§ **What the exercise asks**: Return the whole listing, line for line, without the pictures in it.

•••••

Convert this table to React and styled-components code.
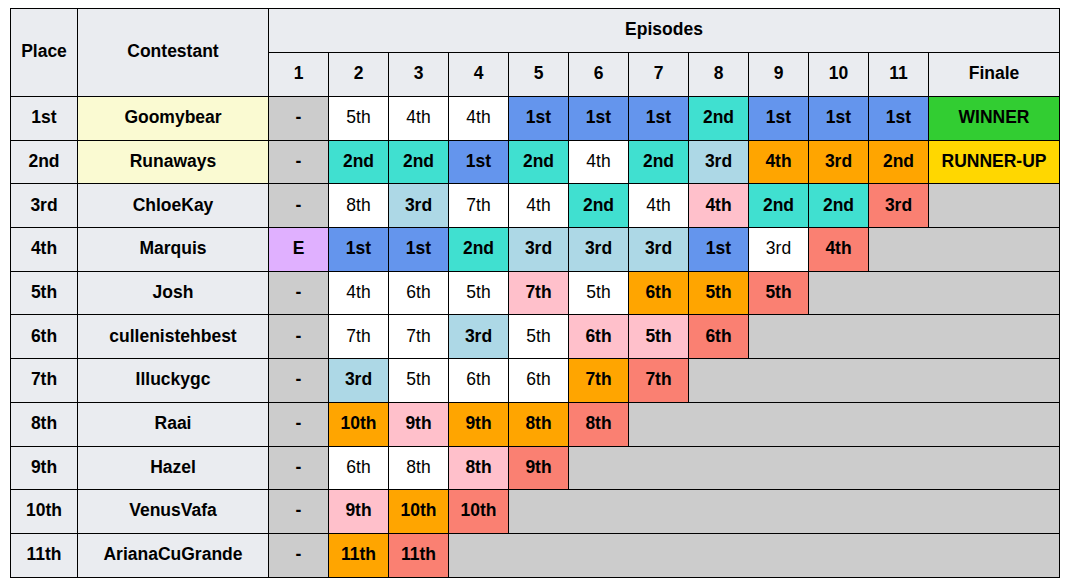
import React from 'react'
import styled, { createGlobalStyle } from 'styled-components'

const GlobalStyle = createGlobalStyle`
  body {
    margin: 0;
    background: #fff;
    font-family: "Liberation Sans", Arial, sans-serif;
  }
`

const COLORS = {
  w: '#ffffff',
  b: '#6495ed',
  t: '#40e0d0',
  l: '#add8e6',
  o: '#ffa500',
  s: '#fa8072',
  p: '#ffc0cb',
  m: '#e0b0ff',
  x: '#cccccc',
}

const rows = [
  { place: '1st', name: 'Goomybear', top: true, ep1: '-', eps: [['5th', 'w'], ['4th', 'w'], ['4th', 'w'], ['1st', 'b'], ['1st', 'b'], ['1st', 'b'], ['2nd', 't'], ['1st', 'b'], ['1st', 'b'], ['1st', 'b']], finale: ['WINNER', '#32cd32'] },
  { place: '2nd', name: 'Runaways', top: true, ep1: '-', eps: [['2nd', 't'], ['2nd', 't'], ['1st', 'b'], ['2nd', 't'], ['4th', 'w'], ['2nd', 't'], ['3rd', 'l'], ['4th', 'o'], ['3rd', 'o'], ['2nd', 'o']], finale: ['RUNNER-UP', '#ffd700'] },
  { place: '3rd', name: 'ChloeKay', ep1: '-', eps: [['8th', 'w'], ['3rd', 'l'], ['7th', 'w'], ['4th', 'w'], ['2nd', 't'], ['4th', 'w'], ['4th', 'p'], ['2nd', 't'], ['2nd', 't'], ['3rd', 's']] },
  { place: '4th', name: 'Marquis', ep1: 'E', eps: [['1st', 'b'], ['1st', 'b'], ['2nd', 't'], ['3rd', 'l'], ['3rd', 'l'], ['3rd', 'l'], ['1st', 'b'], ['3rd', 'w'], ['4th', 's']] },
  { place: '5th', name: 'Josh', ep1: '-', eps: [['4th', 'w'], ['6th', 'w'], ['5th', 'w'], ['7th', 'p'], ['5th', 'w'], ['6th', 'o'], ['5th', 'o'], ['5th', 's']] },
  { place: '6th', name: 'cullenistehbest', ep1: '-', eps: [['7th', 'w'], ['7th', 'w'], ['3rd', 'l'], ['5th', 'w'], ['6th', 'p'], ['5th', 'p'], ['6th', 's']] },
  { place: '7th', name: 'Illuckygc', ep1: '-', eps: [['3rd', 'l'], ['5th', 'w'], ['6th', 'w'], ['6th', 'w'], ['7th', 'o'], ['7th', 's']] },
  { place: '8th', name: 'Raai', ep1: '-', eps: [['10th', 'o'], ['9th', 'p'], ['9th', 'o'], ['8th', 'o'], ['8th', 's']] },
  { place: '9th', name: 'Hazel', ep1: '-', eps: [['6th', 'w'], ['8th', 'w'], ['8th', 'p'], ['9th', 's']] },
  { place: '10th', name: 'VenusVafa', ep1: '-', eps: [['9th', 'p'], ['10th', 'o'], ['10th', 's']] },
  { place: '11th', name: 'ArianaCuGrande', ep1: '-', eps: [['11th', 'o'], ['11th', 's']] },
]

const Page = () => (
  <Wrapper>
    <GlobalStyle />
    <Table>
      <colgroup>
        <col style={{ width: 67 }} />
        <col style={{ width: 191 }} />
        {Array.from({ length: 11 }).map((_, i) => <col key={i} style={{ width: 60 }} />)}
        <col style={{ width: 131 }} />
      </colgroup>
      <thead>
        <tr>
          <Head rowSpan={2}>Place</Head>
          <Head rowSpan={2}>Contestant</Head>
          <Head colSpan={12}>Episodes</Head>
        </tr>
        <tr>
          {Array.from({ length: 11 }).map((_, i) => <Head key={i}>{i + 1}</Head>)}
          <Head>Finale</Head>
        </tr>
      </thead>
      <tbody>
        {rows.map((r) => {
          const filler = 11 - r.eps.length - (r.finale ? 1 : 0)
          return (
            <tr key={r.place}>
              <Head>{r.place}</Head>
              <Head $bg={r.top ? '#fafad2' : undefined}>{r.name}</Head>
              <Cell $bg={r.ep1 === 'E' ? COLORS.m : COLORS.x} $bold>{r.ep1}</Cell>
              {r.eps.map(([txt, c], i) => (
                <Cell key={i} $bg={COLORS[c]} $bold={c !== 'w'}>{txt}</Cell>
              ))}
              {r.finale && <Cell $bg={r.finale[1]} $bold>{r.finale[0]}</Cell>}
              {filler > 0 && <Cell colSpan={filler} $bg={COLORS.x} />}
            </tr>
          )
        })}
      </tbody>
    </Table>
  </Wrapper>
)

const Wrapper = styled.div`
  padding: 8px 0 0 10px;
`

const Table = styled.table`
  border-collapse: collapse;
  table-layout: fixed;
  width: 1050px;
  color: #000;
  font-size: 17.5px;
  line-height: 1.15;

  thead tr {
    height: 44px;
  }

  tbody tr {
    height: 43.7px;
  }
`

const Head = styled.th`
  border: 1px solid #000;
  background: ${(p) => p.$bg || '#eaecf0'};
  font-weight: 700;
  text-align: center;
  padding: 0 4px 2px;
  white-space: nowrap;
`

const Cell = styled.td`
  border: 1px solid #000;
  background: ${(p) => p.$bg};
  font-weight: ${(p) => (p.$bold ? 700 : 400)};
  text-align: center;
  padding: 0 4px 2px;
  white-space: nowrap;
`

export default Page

•••••

§ **Solution for this exercise**:
Convert this table to React and styled-components code.
import React from 'react'
import styled, { createGlobalStyle } from 'styled-components'

const GlobalStyle = createGlobalStyle`
  body {
    margin: 0;
    background: #fff;
    font-family: "Liberation Sans", Arial, sans-serif;
  }
`

const COLORS = {
  w: '#ffffff',
  b: '#6495ed',
  t: '#40e0d0',
  l: '#add8e6',
  o: '#ffa500',
  s: '#fa8072',
  p: '#ffc0cb',
  m: '#e0b0ff',
  x: '#cccccc',
}

const rows = [
  { place: '1st', name: 'Goomybear', top: true, ep1: '-', eps: [['5th', 'w'], ['4th', 'w'], ['4th', 'w'], ['1st', 'b'], ['1st', 'b'], ['1st', 'b'], ['2nd', 't'], ['1st', 'b'], ['1st', 'b'], ['1st', 'b']], finale: ['WINNER', '#32cd32'] },
  { place: '2nd', name: 'Runaways', top: true, ep1: '-', eps: [['2nd', 't'], ['2nd', 't'], ['1st', 'b'], ['2nd', 't'], ['4th', 'w'], ['2nd', 't'], ['3rd', 'l'], ['4th', 'o'], ['3rd', 'o'], ['2nd', 'o']], finale: ['RUNNER-UP', '#ffd700'] },
  { place: '3rd', name: 'ChloeKay', ep1: '-', eps: [['8th', 'w'], ['3rd', 'l'], ['7th', 'w'], ['4th', 'w'], ['2nd', 't'], ['4th', 'w'], ['4th', 'p'], ['2nd', 't'], ['2nd', 't'], ['3rd', 's']] },
  { place: '4th', name: 'Marquis', ep1: 'E', eps: [['1st', 'b'], ['1st', 'b'], ['2nd', 't'], ['3rd', 'l'], ['3rd', 'l'], ['3rd', 'l'], ['1st', 'b'], ['3rd', 'w'], ['4th', 's']] },
  { place: '5th', name: 'Josh', ep1: '-', eps: [['4th', 'w'], ['6th', 'w'], ['5th', 'w'], ['7th', 'p'], ['5th', 'w'], ['6th', 'o'], ['5th', 'o'], ['5th', 's']] },
  { place: '6th', name: 'cullenistehbest', ep1: '-', eps: [['7th', 'w'], ['7th', 'w'], ['3rd', 'l'], ['5th', 'w'], ['6th', 'p'], ['5th', 'p'], ['6th', 's']] },
  { place: '7th', name: 'Illuckygc', ep1: '-', eps: [['3rd', 'l'], ['5th', 'w'], ['6th', 'w'], ['6th', 'w'], ['7th', 'o'], ['7th', 's']] },
  { place: '8th', name: 'Raai', ep1: '-', eps: [['10th', 'o'], ['9th', 'p'], ['9th', 'o'], ['8th', 'o'], ['8th', 's']] },
  { place: '9th', name: 'Hazel', ep1: '-', eps: [['6th', 'w'], ['8th', 'w'], ['8th', 'p'], ['9th', 's']] },
  { place: '10th', name: 'VenusVafa', ep1: '-', eps: [['9th', 'p'], ['10th', 'o'], ['10th', 's']] },
  { place: '11th', name: 'ArianaCuGrande', ep1: '-', eps: [['11th', 'o'], ['11th', 's']] },
]

const Page = () => (
  <Wrapper>
    <GlobalStyle />
    <Table>
      <colgroup>
        <col style={{ width: 67 }} />
        <col style={{ width: 191 }} />
        {Array.from({ length: 11 }).map((_, i) => <col key={i} style={{ width: 60 }} />)}
        <col style={{ width: 131 }} />
      </colgroup>
      <thead>
        <tr>
          <Head rowSpan={2}>Place</Head>
          <Head rowSpan={2}>Contestant</Head>
          <Head colSpan={12}>Episodes</Head>
        </tr>
        <tr>
          {Array.from({ length: 11 }).map((_, i) => <Head key={i}>{i + 1}</Head>)}
          <Head>Finale</Head>
        </tr>
      </thead>
      <tbody>
        {rows.map((r) => {
          const filler = 11 - r.eps.length - (r.finale ? 1 : 0)
          return (
            <tr key={r.place}>
              <Head>{r.place}</Head>
              <Head $bg={r.top ? '#fafad2' : undefined}>{r.name}</Head>
              <Cell $bg={r.ep1 === 'E' ? COLORS.m : COLORS.x} $bold>{r.ep1}</Cell>
              {r.eps.map(([txt, c], i) => (
                <Cell key={i} $bg={COLORS[c]} $bold={c !== 'w'}>{txt}</Cell>
              ))}
              {r.finale && <Cell $bg={r.finale[1]} $bold>{r.finale[0]}</Cell>}
              {filler > 0 && <Cell colSpan={filler} $bg={COLORS.x} />}
            </tr>
          )
        })}
      </tbody>
    </Table>
  </Wrapper>
)

const Wrapper = styled.div`
  padding: 8px 0 0 10px;
`

const Table = styled.table`
  border-collapse: collapse;
  table-layout: fixed;
  width: 1050px;
  color: #000;
  font-size: 17.5px;
  line-height: 1.15;

  thead tr {
    height: 44px;
  }

  tbody tr {
    height: 43.7px;
  }
`

const Head = styled.th`
  border: 1px solid #000;
  background: ${(p) => p.$bg || '#eaecf0'};
  font-weight: 700;
  text-align: center;
  padding: 0 4px 2px;
  white-space: nowrap;
`

const Cell = styled.td`
  border: 1px solid #000;
  background: ${(p) => p.$bg};
  font-weight: ${(p) => (p.$bold ? 700 : 400)};
  text-align: center;
  padding: 0 4px 2px;
  white-space: nowrap;
`

export default Page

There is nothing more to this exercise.